# Translate the following into predicate calculus. State assumed universe of discourse

This is my first assignment on these, so I would greatly appreciate your help.

Translate the following into predicate calculus. For each answer, also state the assumed universe of discourse.

a) "Anyone who was an ancient Roman citizen and tried to kill Caesar was not loyal to Caesar."

My attempt:

Ex(R(x) & k(x)) -> ~L(x)

R(x) = x is a Roman citizen, k(x) = x is tried to kill Caesar, L(x) = x is loyal to Caesar

b) "All cats which are calico, are female."

My attempt:

Ax(C(x) & O(x)) -> F(x)

C(x) = x is a cat, O(x) = x is calico, F(x) = x is female

c) "Some Texans have never left the state of Texas."

My attempt:

~Ax(T(x) & L(x))

T(x) = x is a Texan, L(x) = x is left Texas

Is the universe of discourse kind of like the "key" for the variables, as I included?

• By "Ex" and "Ax" do you mean the quantifiers $\forall x$, $\exists x$? Feb 9 '16 at 4:24
• @DanSimon it might be helpful to mention that these can be typeset with \exists and \forall respectively, between dollar signs, e.g., $\exists x (R(x) \land k(x) \implies \neg L(x))$ is produced by $\exists x (R(x) \land k(x) \implies \neg L(x))$. Feb 9 '16 at 4:43
• Yes, that's what I meant. Thank you for the tip, @pjs36. I tried looking up "Ajax code" on Google to find a list of symbols & their associated code--as I knew Ajax was the preferred syntax on here--but I couldn't find one. Do you know of one? Feb 9 '16 at 8:01
• @wad11656 Yeah, the Mathjax tutorial thread is here, and bullet point 12 contains a few special characters, and links to many, many more. Note that Mathjax is $\LaTeX$-based, so searching for latex symbols is the more standard thing to look up. Feb 10 '16 at 0:26

a), b) are correct, although I don't see that you have stated the universe of discourse for any of the three sentences.

However, but c) is not correct. The sentence you have for c) is close but not quite right: moving the negation inward shows that it's equivalent to: \begin{align} \neg\forall x\,(T(x)\land L(x)) &\equiv \exists x\,\neg\,(T(x)\land L(x)) \\ &\equiv \exists x\,(T(x)\to \neg L(x)) \\ &\equiv \exists x\,(\neg T(x)\lor \neg L(x)), \end{align} which says "Some people either aren't Texans or have never left Texas", assuming $x$ ranges over only people (i.e. the universe consists only of people).

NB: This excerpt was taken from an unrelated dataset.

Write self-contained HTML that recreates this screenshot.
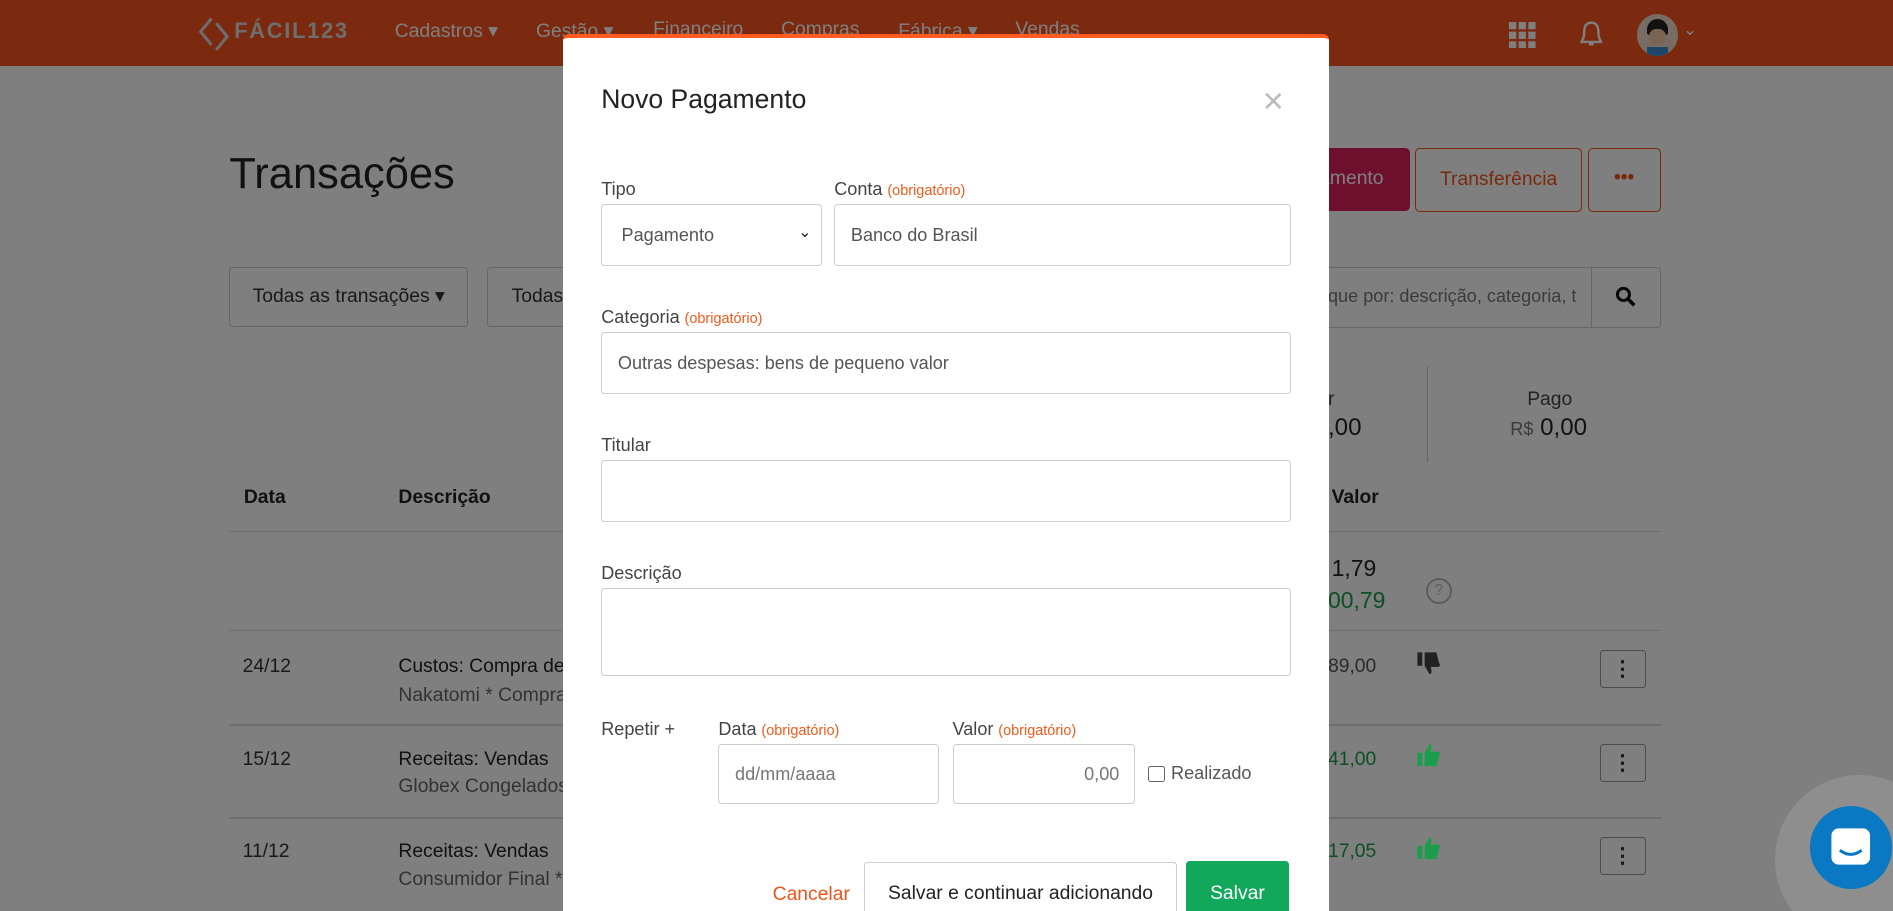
<!DOCTYPE html>
<html><head><meta charset="utf-8"><style>
html,body{margin:0;padding:0;overflow:hidden}
body{width:1568px;height:755px;zoom:1.20727;position:relative;font-family:"Liberation Sans",sans-serif;background:#fff;color:#333}
.a{position:absolute;white-space:nowrap}
.hdr{position:absolute;left:0;top:0;width:1568px;height:55px;background:#f6541e}
.nav{color:#fff;font-size:16px;top:16px}
.ov{position:absolute;left:0;top:0;width:1568px;height:755px;background:rgba(0,0,0,.5)}
.modal{position:absolute;left:466px;top:28px;width:635px;height:740px;background:#fff;border-top:4px solid #ff5a1f;border-radius:5px 5px 0 0}
.lbl{font-size:15px;color:#444}
.req{font-size:12px;color:#f05a1a;margin-left:4px}
.in{position:absolute;border:1px solid #ccc;border-radius:3px;background:#fff;font-size:15px;color:#555;box-sizing:border-box}
.btnk{position:absolute;width:38px;height:32px;border:1px solid #999;border-radius:3px;box-sizing:border-box;font-size:18px;text-align:center;line-height:30px;font-weight:bold;color:#333}
</style></head><body>
<div class="hdr"></div>
<svg class="a" style="left:163px;top:13px" width="28" height="30" viewBox="0 0 28 30"><path d="M12 2 L3 13 L12 24 M16 6 L25 17 L16 28" stroke="#ddd" stroke-width="2.5" fill="none"/></svg>
<div class="a" style="left:194px;top:15px;font-size:18px;color:#ddd;letter-spacing:1.5px;font-weight:bold">FÁCIL123</div>
<div class="a nav" style="left:327px">Cadastros ▾</div>
<div class="a nav" style="left:444px">Gestão ▾</div>
<div class="a nav" style="left:541px">Financeiro</div>
<div class="a nav" style="left:647px">Compras</div>
<div class="a nav" style="left:744px">Fábrica ▾</div>
<div class="a nav" style="left:841px">Vendas</div>
<svg class="a" style="left:1250px;top:18px" width="22" height="22"><g fill="#fff"><rect x="0" y="0" width="6" height="6"/><rect x="8" y="0" width="6" height="6"/><rect x="16" y="0" width="6" height="6"/><rect x="0" y="8" width="6" height="6"/><rect x="8" y="8" width="6" height="6"/><rect x="16" y="8" width="6" height="6"/><rect x="0" y="16" width="6" height="6"/><rect x="8" y="16" width="6" height="6"/><rect x="16" y="16" width="6" height="6"/></g></svg>
<svg class="a" style="left:1307px;top:16px" width="22" height="26"><path d="M11 3 C5 3 5 9 5 14 L3 19 L19 19 L17 14 C17 9 17 3 11 3Z M9 21 h4" stroke="#fff" stroke-width="2" fill="none"/></svg>
<div class="a" style="left:1356px;top:12px;width:34px;height:34px;border-radius:50%;background:#f0d8c8;overflow:hidden"><div style="position:absolute;left:8px;top:4px;width:18px;height:13px;background:#222;border-radius:9px 9px 2px 2px"></div><div style="position:absolute;left:10px;top:12px;width:14px;height:13px;background:#f5c9a8;border-radius:6px"></div><div style="position:absolute;left:8px;top:27px;width:18px;height:10px;background:#3a8fd0"></div></div>
<div class="a" style="left:1394px;top:16px;color:#fff;font-size:14px">⌄</div>

<div class="a" style="left:190px;top:124px;font-size:36px;color:#222">Transações</div>
<div class="a" style="left:1080px;top:123px;width:88px;height:52px;background:#dc1f5d;border-radius:4px;color:#fff;font-size:16px;line-height:52px;text-align:right;padding-right:0"><span style="margin-right:22px">gamento</span></div>
<div class="a" style="left:1172px;top:123px;width:137px;height:51px;border:1px solid #f0541a;border-radius:4px;color:#f0541a;font-size:16px;line-height:51px;text-align:center">Transferência</div>
<div class="a" style="left:1315px;top:123px;width:59px;height:51px;border:1px solid #f0541a;border-radius:4px;color:#f0541a;font-size:16px;line-height:48px;text-align:center;font-weight:bold">•••</div>
<div class="a" style="left:190px;top:221px;width:196px;height:48px;border:1px solid #ccc;border-radius:3px;line-height:48px;text-align:center;font-size:16px;color:#333">Todas as transações ▾</div>
<div class="a" style="left:403px;top:221px;width:100px;height:48px;border:1px solid #ccc;border-radius:3px;line-height:48px;font-size:16px;color:#333;padding-left:20px">Todas</div>
<div class="a" style="left:1090px;top:221px;width:284px;height:49px;border:1px solid #ccc;border-radius:3px"></div>
<div class="a" style="left:1100px;top:237px;font-size:15px;color:#777">que por: descrição, categoria, t</div>
<div class="a" style="left:1318px;top:221px;width:1px;height:50px;background:#ccc"></div>
<svg class="a" style="left:1338px;top:237px" width="18" height="18"><circle cx="7" cy="7" r="5" stroke="#111" stroke-width="2.5" fill="none"/><path d="M11 11 L16 16" stroke="#111" stroke-width="3"/></svg>
<div class="a" style="left:1100px;top:322px;font-size:16px;color:#444">r</div>
<div class="a" style="left:1100px;top:343px;font-size:20px;color:#222">,00</div>
<div class="a" style="left:1182px;top:303px;width:1px;height:80px;background:#ccc"></div>
<div class="a" style="left:1265px;top:322px;font-size:16px;color:#444">Pago</div>
<div class="a" style="left:1251px;top:343px;font-size:20px;color:#222"><span style="font-size:15px;color:#777">R$</span> 0,00</div>
<div class="a" style="left:202px;top:403px;font-size:16px;font-weight:bold;color:#222">Data</div>
<div class="a" style="left:330px;top:403px;font-size:16px;font-weight:bold;color:#222">Descrição</div>
<div class="a" style="left:1103px;top:403px;font-size:16px;font-weight:bold;color:#222">Valor</div>
<div class="a" style="left:190px;top:440px;width:1186px;height:1px;background:#ddd"></div>
<div class="a" style="left:1103px;top:460px;font-size:19px;color:#222">1,79</div>
<div class="a" style="left:1100px;top:486px;font-size:19px;color:#1a9e4b">00,79</div>
<div class="a" style="left:1181px;top:479px;width:18px;height:18px;border:2px solid #bbb;border-radius:50%;font-size:13px;color:#bbb;text-align:center;line-height:18px">?</div>
<div class="a" style="left:190px;top:522px;width:1186px;height:1px;background:#ddd"></div>
<div class="a" style="left:190px;top:600px;width:1186px;height:1px;background:#ddd"></div>
<div class="a" style="left:190px;top:677px;width:1186px;height:1px;background:#ddd"></div>
<div class="a" style="left:201px;top:543px;font-size:16px">24/12</div>
<div class="a" style="left:330px;top:543px;font-size:16px;color:#222">Custos: Compra de</div>
<div class="a" style="left:330px;top:567px;font-size:16px;color:#666">Nakatomi * Compra</div>
<div class="a" style="left:1100px;top:543px;font-size:16px;color:#555">89,00</div>
<div class="btnk" style="left:1325px;top:538px">⋮</div>
<div class="a" style="left:201px;top:620px;font-size:16px">15/12</div>
<div class="a" style="left:330px;top:620px;font-size:16px;color:#222">Receitas: Vendas</div>
<div class="a" style="left:330px;top:643px;font-size:16px;color:#666">Globex Congelados</div>
<div class="a" style="left:1100px;top:620px;font-size:16px;color:#1a9e4b">41,00</div>
<div class="btnk" style="left:1325px;top:616px">⋮</div>
<div class="a" style="left:201px;top:697px;font-size:16px">11/12</div>
<div class="a" style="left:330px;top:697px;font-size:16px;color:#222">Receitas: Vendas</div>
<div class="a" style="left:330px;top:720px;font-size:16px;color:#666">Consumidor Final *</div>
<div class="a" style="left:1100px;top:697px;font-size:16px;color:#1a9e4b">17,05</div>
<div class="btnk" style="left:1325px;top:693px">⋮</div>
<div class="ov"></div>
<svg class="a" style="left:1172px;top:538px" width="22" height="22"><g transform="translate(0,22) scale(1,-1)"><path d="M2 9h4v11H2z M8 9 L12 2 C14 2 14 4 13 8 L19 8 C21 8 21 10 20 11 L18 19 C18 20 17 20 16 20 L8 20Z" fill="#222"/></g></svg>
<svg class="a" style="left:1172px;top:615px" width="22" height="22"><path d="M2 9h4v11H2z M8 9 L12 2 C14 2 14 4 13 8 L19 8 C21 8 21 10 20 11 L18 19 C18 20 17 20 16 20 L8 20Z" fill="#1a9e4b"/></svg>
<svg class="a" style="left:1172px;top:692px" width="22" height="22"><path d="M2 9h4v11H2z M8 9 L12 2 C14 2 14 4 13 8 L19 8 C21 8 21 10 20 11 L18 19 C18 20 17 20 16 20 L8 20Z" fill="#1a9e4b"/></svg>
<div class="a" style="left:1470px;top:642px;width:140px;height:140px;border-radius:50%;background:rgba(255,255,255,.12)"></div>
<div class="a" style="left:1499px;top:668px;width:68px;height:68px;border-radius:50%;background:#0a78c2"></div>
<svg class="a" style="left:1515px;top:684px" width="36" height="36"><rect x="2" y="2" width="32" height="30" rx="6" fill="#fff"/><path d="M9 20 Q18 27 27 20" stroke="#0a78c2" stroke-width="2.5" fill="none"/></svg>

<div class="modal">
<div class="a" style="left:32px;top:38px;font-size:22px;color:#222">Novo Pagamento</div>
<div class="a" style="left:580px;top:35px;font-size:30px;color:#bbb;font-weight:300">×</div>
<div class="a lbl" style="left:32px;top:117px">Tipo</div>
<div class="a lbl" style="left:225px;top:117px">Conta<span class="req">(obrigatório)</span></div>
<div class="in" style="left:32px;top:138px;width:183px;height:51px;padding:16px 0 0 16px">Pagamento<span style="position:absolute;right:8px;top:14px;font-size:13px;color:#222">⌄</span></div>
<div class="in" style="left:225px;top:138px;width:378px;height:51px;padding:16px 0 0 13px">Banco do Brasil</div>
<div class="a lbl" style="left:32px;top:223px">Categoria<span class="req">(obrigatório)</span></div>
<div class="in" style="left:32px;top:244px;width:571px;height:51px;padding:16px 0 0 13px">Outras despesas: bens de pequeno valor</div>
<div class="a lbl" style="left:32px;top:329px">Titular</div>
<div class="in" style="left:32px;top:350px;width:571px;height:51px"></div>
<div class="a lbl" style="left:32px;top:435px">Descrição</div>
<div class="in" style="left:32px;top:456px;width:571px;height:73px"></div>
<div class="a lbl" style="left:32px;top:564px">Repetir +</div>
<div class="a lbl" style="left:129px;top:564px">Data<span class="req">(obrigatório)</span></div>
<div class="a lbl" style="left:323px;top:564px">Valor<span class="req">(obrigatório)</span></div>
<div class="in" style="left:129px;top:585px;width:183px;height:50px;padding:16px 0 0 13px;color:#777">dd/mm/aaaa</div>
<div class="in" style="left:323px;top:585px;width:151px;height:50px;padding:16px 12px 0 0;text-align:right;color:#777">0,00</div>
<div class="a" style="left:485px;top:603px;width:12px;height:12px;border:1px solid #666;border-radius:2px"></div>
<div class="a lbl" style="left:504px;top:601px;color:#555">Realizado</div>
<div class="a" style="left:174px;top:701px;font-size:16px;color:#f0541a">Cancelar</div>
<div class="a" style="left:250px;top:683px;width:257px;height:52px;border:1px solid #ccc;border-radius:3px;font-size:16px;color:#222;text-align:center;line-height:52px">Salvar e continuar adicionando</div>
<div class="a" style="left:516px;top:682px;width:86px;height:54px;background:#12a85c;border-radius:3px;font-size:16px;color:#fff;text-align:center;line-height:54px">Salvar</div>
</div>
</body></html>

c) should be: $$\exists x\, (T(x) \land \neg L(x)),$$ where $T(x) := \text{$x$is a Texan}$, $L(x) := \text{$x$has left Texas (at some point)}$.

The universe of discourse for c) is all people (all living people, let's say).

In a), your predicates seem to be set in the present tense, and you do filter for "is a(n ancient) Roman citizen", so your universe of discourse can be all contemporaries of Caesar. In fact, it could even be *anything contemporaneous with Caesar", since presumably contemporaneous cats, kitchen utensils, and so on were not Roman citizens.

In b), few restrictions apply. $x$ can range over everything — cats, dogs, people, hydrogen atoms, the integers, etc. — and the statement remains true because $C(x)$ is in the antecedent.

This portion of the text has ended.